Havayolu Perakendeciliğinde Kişiselleştirme ve Esneklik
Yolcuların kişiselleştirilmiş seyahat seçeneklerine olan talebine yanıt olarak, havayolu perakendeciliği son yıllarda daha dinamik ve özelleştirilmiş deneyimler sunacak şekilde evrimleşti. Havayolları, artık Hitit’in Crane PSS (Yolcu Hizmet Sistemleri) gibi platformları aracılığıyla koltuk seçimi, bagaj seçenekleri ve uçuş içi olanaklar gibi özelleştirilebilir hizmetler sunabiliyor. Dinamik fiyatlandırma, gerçek zamanlı talebe göre ayarlama yaparak esnekliği daha da artırıyor ve yolcuların tercihleriyle uyumlu teklifler almalarını sağlıyor.
Seyahat deneyiminin çeşitlendirilerek kişiselleştirilmesi yoluyla yolcu memnuniyetinin artırılması konusunda son dönemde yapılan çalışmaların başında gelen havacılık perakendeciliği alanında Hitit olarak dünya birinciliğini koruyoruz.
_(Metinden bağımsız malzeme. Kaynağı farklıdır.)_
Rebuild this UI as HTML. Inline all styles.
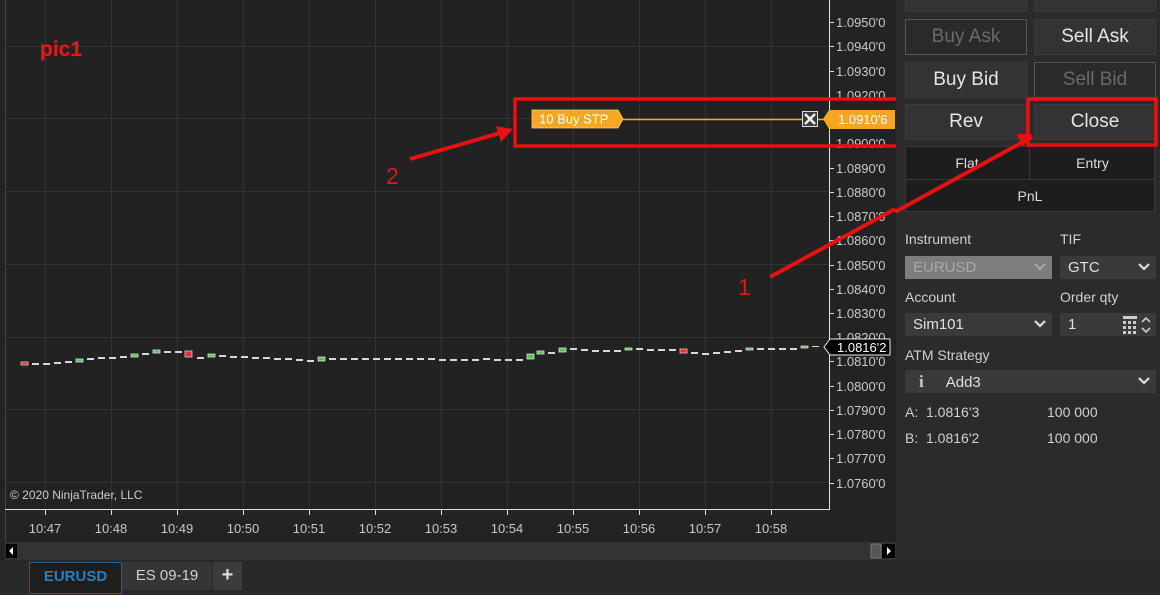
<!DOCTYPE html>
<html><head><meta charset="utf-8"><style>
*{margin:0;padding:0;box-sizing:border-box}
body{width:1160px;height:595px;overflow:hidden;background:#2a2a2b;font-family:"Liberation Sans",Arial,sans-serif;position:relative}
.a{position:absolute}
.btn{position:absolute;width:122px;height:36px;background:#333335;border:1px solid #3c3c3e;color:#e6e6e6;font-size:19px;text-align:center;line-height:34px}
.dis{background:#2a2a2b;border:1px solid #555;color:#6a6a6a}
.lbl{position:absolute;color:#d0d0d0;font-size:14px}
.sel{position:absolute;height:23px;background:#3a3a3d;color:#e0e0e0;font-size:15px;line-height:23px;padding-left:8px}
.chev{position:absolute;right:6px;top:6px}
</style></head><body>
<svg class="a" style="left:0;top:0" width="897" height="560" font-family="Liberation Sans, Arial, sans-serif">
<rect x="0" y="0" width="897" height="560" fill="#232324"/>
<rect x="5" y="0" width="824" height="510" fill="#222222"/>
<line x1="5.5" y1="0" x2="5.5" y2="542" stroke="#444"/>
<g stroke="#333" stroke-width="1">
<line x1="5" y1="46.5" x2="829" y2="46.5"/><line x1="5" y1="118.5" x2="829" y2="118.5"/><line x1="5" y1="191.5" x2="829" y2="191.5"/><line x1="5" y1="264.5" x2="829" y2="264.5"/><line x1="5" y1="337.5" x2="829" y2="337.5"/><line x1="5" y1="409.5" x2="829" y2="409.5"/><line x1="5" y1="482.5" x2="829" y2="482.5"/>
<line x1="45.5" y1="0" x2="45.5" y2="510"/><line x1="111.5" y1="0" x2="111.5" y2="510"/><line x1="177.5" y1="0" x2="177.5" y2="510"/><line x1="243.5" y1="0" x2="243.5" y2="510"/><line x1="309.5" y1="0" x2="309.5" y2="510"/><line x1="375.5" y1="0" x2="375.5" y2="510"/><line x1="441.5" y1="0" x2="441.5" y2="510"/><line x1="507.5" y1="0" x2="507.5" y2="510"/><line x1="573.5" y1="0" x2="573.5" y2="510"/><line x1="639.5" y1="0" x2="639.5" y2="510"/><line x1="705.5" y1="0" x2="705.5" y2="510"/><line x1="771.5" y1="0" x2="771.5" y2="510"/>
</g>
<line x1="829.5" y1="0" x2="829.5" y2="510" stroke="#ddd"/>
<line x1="5" y1="509.5" x2="830" y2="509.5" stroke="#ddd"/>
<g stroke="#ddd">
<line x1="45.5" y1="510" x2="45.5" y2="515"/><line x1="111.5" y1="510" x2="111.5" y2="515"/><line x1="177.5" y1="510" x2="177.5" y2="515"/><line x1="243.5" y1="510" x2="243.5" y2="515"/><line x1="309.5" y1="510" x2="309.5" y2="515"/><line x1="375.5" y1="510" x2="375.5" y2="515"/><line x1="441.5" y1="510" x2="441.5" y2="515"/><line x1="507.5" y1="510" x2="507.5" y2="515"/><line x1="573.5" y1="510" x2="573.5" y2="515"/><line x1="639.5" y1="510" x2="639.5" y2="515"/><line x1="705.5" y1="510" x2="705.5" y2="515"/><line x1="771.5" y1="510" x2="771.5" y2="515"/>
</g>
<g fill="#c8c8c8" font-size="13" text-anchor="middle">
<text x="45" y="533">10:47</text><text x="111" y="533">10:48</text><text x="177" y="533">10:49</text><text x="243" y="533">10:50</text><text x="309" y="533">10:51</text><text x="375" y="533">10:52</text><text x="441" y="533">10:53</text><text x="507" y="533">10:54</text><text x="573" y="533">10:55</text><text x="639" y="533">10:56</text><text x="705" y="533">10:57</text><text x="771" y="533">10:58</text>
</g>
<g fill="#c8c8c8" font-size="13">
<text x="836" y="27">1.0950'0</text><text x="836" y="51">1.0940'0</text><text x="836" y="76">1.0930'0</text><text x="836" y="100">1.0920'0</text><text x="836" y="148">1.0900'0</text><text x="836" y="173">1.0890'0</text><text x="836" y="197">1.0880'0</text><text x="836" y="221">1.0870'0</text><text x="836" y="245">1.0860'0</text><text x="836" y="270">1.0850'0</text><text x="836" y="294">1.0840'0</text><text x="836" y="318">1.0830'0</text><text x="836" y="342">1.0820'0</text><text x="836" y="366">1.0810'0</text><text x="836" y="391">1.0800'0</text><text x="836" y="415">1.0790'0</text><text x="836" y="439">1.0780'0</text><text x="836" y="463">1.0770'0</text><text x="836" y="488">1.0760'0</text>
</g>
<g stroke="#ddd"><line x1="829" y1="22.5" x2="834" y2="22.5"/><line x1="829" y1="46.5" x2="834" y2="46.5"/><line x1="829" y1="71.5" x2="834" y2="71.5"/><line x1="829" y1="168.5" x2="834" y2="168.5"/><line x1="829" y1="192.5" x2="834" y2="192.5"/><line x1="829" y1="216.5" x2="834" y2="216.5"/><line x1="829" y1="240.5" x2="834" y2="240.5"/><line x1="829" y1="265.5" x2="834" y2="265.5"/><line x1="829" y1="289.5" x2="834" y2="289.5"/><line x1="829" y1="313.5" x2="834" y2="313.5"/><line x1="829" y1="361.5" x2="834" y2="361.5"/><line x1="829" y1="386.5" x2="834" y2="386.5"/><line x1="829" y1="410.5" x2="834" y2="410.5"/><line x1="829" y1="434.5" x2="834" y2="434.5"/><line x1="829" y1="458.5" x2="834" y2="458.5"/><line x1="829" y1="483.5" x2="834" y2="483.5"/></g>
<g fill="#d8d8d8">
<rect x="32" y="363" width="7" height="2"/><rect x="43" y="363" width="7" height="2"/><rect x="54" y="362" width="7" height="2"/><rect x="65" y="361" width="7" height="2"/><rect x="87" y="358" width="7" height="2"/><rect x="98" y="357" width="7" height="2"/><rect x="109" y="357" width="7" height="2"/><rect x="120" y="356" width="7" height="2"/><rect x="142" y="353" width="7" height="2"/><rect x="164" y="351" width="7" height="2"/><rect x="175" y="351" width="7" height="2"/><rect x="197" y="357" width="7" height="2"/><rect x="219" y="355" width="7" height="2"/><rect x="230" y="356" width="7" height="2"/><rect x="241" y="356" width="7" height="2"/><rect x="252" y="357" width="7" height="2"/><rect x="263" y="357" width="7" height="2"/><rect x="274" y="358" width="7" height="2"/><rect x="285" y="358" width="7" height="2"/><rect x="296" y="359" width="7" height="2"/><rect x="307" y="360" width="7" height="2"/><rect x="329" y="358" width="7" height="2"/><rect x="340" y="358" width="7" height="2"/><rect x="351" y="358" width="7" height="2"/><rect x="362" y="358" width="7" height="2"/><rect x="373" y="358" width="7" height="2"/><rect x="384" y="358" width="7" height="2"/><rect x="395" y="358" width="7" height="2"/><rect x="406" y="358" width="7" height="2"/><rect x="417" y="358" width="7" height="2"/><rect x="428" y="358" width="7" height="2"/><rect x="439" y="359" width="7" height="2"/><rect x="450" y="359" width="7" height="2"/><rect x="461" y="359" width="7" height="2"/><rect x="472" y="359" width="7" height="2"/><rect x="483" y="358" width="7" height="2"/><rect x="494" y="359" width="7" height="2"/><rect x="505" y="359" width="7" height="2"/><rect x="516" y="359" width="7" height="2"/><rect x="548" y="352" width="7" height="2"/><rect x="570" y="348" width="7" height="2"/><rect x="581" y="349" width="7" height="2"/><rect x="592" y="350" width="7" height="2"/><rect x="603" y="350" width="7" height="2"/><rect x="614" y="350" width="7" height="2"/><rect x="636" y="348" width="7" height="2"/><rect x="647" y="349" width="7" height="2"/><rect x="658" y="349" width="7" height="2"/><rect x="669" y="349" width="7" height="2"/><rect x="691" y="352" width="7" height="2"/><rect x="702" y="353" width="7" height="2"/><rect x="713" y="352" width="7" height="2"/><rect x="724" y="351" width="7" height="2"/><rect x="735" y="350" width="7" height="2"/><rect x="757" y="348" width="7" height="2"/><rect x="768" y="348" width="7" height="2"/><rect x="779" y="348" width="7" height="2"/><rect x="790" y="348" width="7" height="2"/><rect x="812" y="346" width="7" height="1"/>
</g>
<g fill="#5fbf5f" stroke="#cde8cd" stroke-width="0.8">
<rect x="76" y="359" width="7" height="3"/><rect x="131" y="354" width="7" height="3"/><rect x="153" y="350" width="7" height="3"/><rect x="208" y="354" width="7" height="3"/><rect x="318" y="357" width="7" height="4"/><rect x="527" y="354" width="7" height="5"/><rect x="537" y="351" width="7" height="3"/><rect x="559" y="348" width="7" height="4"/><rect x="625" y="348" width="7" height="2"/><rect x="746" y="348" width="7" height="2"/><rect x="801" y="346" width="7" height="2"/>
</g>
<g fill="#e03030" stroke="#f0c0c0" stroke-width="0.8"><rect x="21" y="362" width="7" height="3"/><rect x="185" y="351" width="7" height="6"/><rect x="680" y="349" width="7" height="4"/></g>
<polygon points="824,347 830,339 890,339 890,355 830,355" fill="#000" stroke="#eee"/>
<text x="837" y="352" fill="#fff" font-size="13">1.0816'2</text>
<line x1="622" y1="119.5" x2="826" y2="119.5" stroke="#f5a623" stroke-width="1.5"/>
<polygon points="532,110 618,110 623,119 618,128 532,128" fill="#f5a623" stroke="#ffd37a" stroke-width="0.8"/>
<text x="539" y="123.5" fill="#fff" font-size="13">10  Buy STP</text>
<rect x="802.5" y="111.5" width="15" height="15" fill="#3a3a3a" stroke="#ddd"/>
<path d="M805 114 L815 124 M815 114 L805 124" stroke="#eee" stroke-width="2.6"/>
<polygon points="823,119 829,110 895,110 895,129 829,129" fill="#f5a623"/>
<text x="838" y="124" fill="#fff" font-size="13">1.0910'6</text>
<text x="10" y="499" fill="#ccc" font-size="12">© 2020 NinjaTrader, LLC</text>
<rect x="5" y="542" width="891" height="18" fill="#333335"/>
<rect x="6" y="544" width="11" height="14" fill="#000"/><polygon points="9,551 13,547 13,555" fill="#fff"/>
<rect x="871" y="544" width="10" height="14" fill="#555" stroke="#777"/>
<rect x="882" y="544" width="13" height="14" fill="#000"/><polygon points="887,547 891,551 887,555" fill="#fff"/>
<text x="40" y="56" fill="#e01818" font-size="21" font-weight="bold" stroke="#e01818" stroke-width="0.2">pic1</text>
<text x="386" y="184" fill="#e01818" font-size="23">2</text>
<text x="738" y="295" fill="#e01818" font-size="23">1</text>
<line x1="410" y1="159" x2="500" y2="133" stroke="#e81010" stroke-width="4"/>
<polygon points="513,129 496,126 501,142" fill="#e81010"/>
<line x1="770" y1="277" x2="895" y2="209" stroke="#e81010" stroke-width="4"/>
<rect x="515" y="99" width="396" height="47" fill="none" stroke="#e81010" stroke-width="3.5"/>
</svg>
<div class="a" style="left:896px;top:0;width:264px;height:560px;background:#2b2b2c"></div>
<div class="btn" style="left:905px;top:-24px"></div>
<div class="btn" style="left:1034px;top:-24px"></div>
<div class="btn dis" style="left:905px;top:19px">Buy Ask</div>
<div class="btn" style="left:1034px;top:19px">Sell Ask</div>
<div class="btn" style="left:905px;top:62px">Buy Bid</div>
<div class="btn dis" style="left:1034px;top:62px">Sell Bid</div>
<div class="btn" style="left:905px;top:104px">Rev</div>
<div class="btn" style="left:1034px;top:104px">Close</div>
<div class="a" style="left:905px;top:146px;width:250px;height:66px;background:#1d1d1e;border:1px solid #3a3a3a"></div>
<div class="a" style="left:1029px;top:147px;width:1px;height:33px;background:#3a3a3a"></div>
<div class="a" style="left:906px;top:179px;width:248px;height:1px;background:#3a3a3a"></div>
<div class="a" style="left:905px;top:155px;width:124px;text-align:center;color:#ddd;font-size:14px">Flat</div>
<div class="a" style="left:1030px;top:155px;width:125px;text-align:center;color:#ddd;font-size:14px">Entry</div>
<div class="a" style="left:905px;top:188px;width:250px;text-align:center;color:#ddd;font-size:14px">PnL</div>
<svg class="a" style="left:895px;top:0" width="265" height="300"><line x1="137" y1="137" x2="0" y2="212" stroke="#e81010" stroke-width="4"/><polygon points="137,134 122,134 128,147" fill="#e81010"/><rect x="133" y="99" width="128" height="46" fill="none" stroke="#e81010" stroke-width="3.5"/></svg>
<div class="lbl" style="left:905px;top:231px">Instrument</div>
<div class="lbl" style="left:1060px;top:231px">TIF</div>
<div class="sel" style="left:905px;top:256px;width:147px;background:#7d7d7d;color:#a8a8a8">EURUSD<svg class="chev" width="12" height="10"><path d="M1 2 L6 7 L11 2" stroke="#aaa" stroke-width="2.2" fill="none"/></svg></div>
<div class="sel" style="left:1060px;top:256px;width:96px">GTC<svg class="chev" width="12" height="10"><path d="M1 2 L6 7 L11 2" stroke="#ddd" stroke-width="2.2" fill="none"/></svg></div>
<div class="lbl" style="left:905px;top:289px">Account</div>
<div class="lbl" style="left:1060px;top:289px">Order qty</div>
<div class="sel" style="left:905px;top:313px;width:147px">Sim101<svg class="chev" width="12" height="10"><path d="M1 2 L6 7 L11 2" stroke="#ddd" stroke-width="2.2" fill="none"/></svg></div>
<div class="sel" style="left:1060px;top:313px;width:96px">1</div>
<svg class="a" style="left:1122px;top:315px" width="34" height="20"><rect x="1" y="1" width="14" height="3" fill="#ccc"/><g fill="#ccc"><rect x="1" y="6" width="3" height="3"/><rect x="6" y="6" width="3" height="3"/><rect x="11" y="6" width="3" height="3"/><rect x="1" y="11" width="3" height="3"/><rect x="6" y="11" width="3" height="3"/><rect x="11" y="11" width="3" height="3"/><rect x="1" y="16" width="3" height="3"/><rect x="6" y="16" width="3" height="3"/><rect x="11" y="16" width="3" height="3"/></g><path d="M20 7 L24 3 L28 7 M20 13 L24 17 L28 13" stroke="#ccc" stroke-width="1.6" fill="none"/></svg>
<div class="lbl" style="left:905px;top:347px">ATM Strategy</div>
<div class="sel" style="left:905px;top:370px;width:251px"><span style="font-family:'Liberation Serif',serif;font-weight:bold;color:#ccc;font-size:17px;margin-left:6px">i</span><span style="margin-left:22px">Add3</span><svg class="chev" width="12" height="10"><path d="M1 2 L6 7 L11 2" stroke="#ddd" stroke-width="2.2" fill="none"/></svg></div>
<div class="lbl" style="left:905px;top:404px">A:&nbsp; 1.0816'3</div>
<div class="lbl" style="left:1047px;top:404px">100 000</div>
<div class="lbl" style="left:905px;top:430px">B:&nbsp; 1.0816'2</div>
<div class="lbl" style="left:1047px;top:430px">100 000</div>
<div class="a" style="left:0;top:560px;width:1160px;height:35px;background:#29292a"></div>
<div class="a" style="left:29px;top:562px;width:93px;height:32px;background:#1e1e1e;border:1px solid #2d5a80;color:#2a7fc0;font-weight:bold;font-size:15px;text-align:center;line-height:28px">EURUSD</div>
<div class="a" style="left:122px;top:562px;width:90px;height:28px;background:#353537;color:#d0d0d0;font-size:15px;text-align:center;line-height:28px">ES 09-19</div>
<div class="a" style="left:213px;top:562px;width:29px;height:28px;background:#3c3c3e;color:#ddd;font-size:20px;font-weight:bold;text-align:center;line-height:27px">+</div>
</body></html>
Teklif ve Sipariş Yönetim Sistemi (OOMS) konsepti altında IATA’nın gerçekleştirdiği Havayolu Perakendeciliği Olgunluk Endeksi’nde kabiliyet sayımızı 49’a çıkararak sektörümüzün küresel lideri konumundayız.
IATA’nın Modern Havayolu Perakendeciliği standartlarını benimseyen havayolları, daha verimli ve kullanıcı dostu süreçler oluşturarak yolculara seyahat deneyimleri üzerinde daha fazla esneklik tanıyor.
Havacılığın Geleceğini Birlikte Şekillendiriyoruz
Sonuç olarak havacılığın geleceği, verimlilik, sürdürülebilirlik ve gelişmiş yolcu deneyimlerine yönelik çabalarla şekilleniyor. Havayolları, kapsamlı teknoloji çözümlerini benimseyerek operasyonlarını daha verimli hale getirme, çevresel etkileri azaltma ve günümüz yolcularının değişen ihtiyaçlarını karşılama imkanı buluyor. Hitit olarak, havayollarının bu hedeflerine ulaşmalarına yardımcı olacak yenilikçi araçlarla gelişmelerini destekliyor; daha güvenli, sürdürülebilir ve yolcu odaklı bir gelecek inşa etmek için gereken teknolojiyle havayollarını güçlendirme taahhüdümüzün arkasında duruyoruz.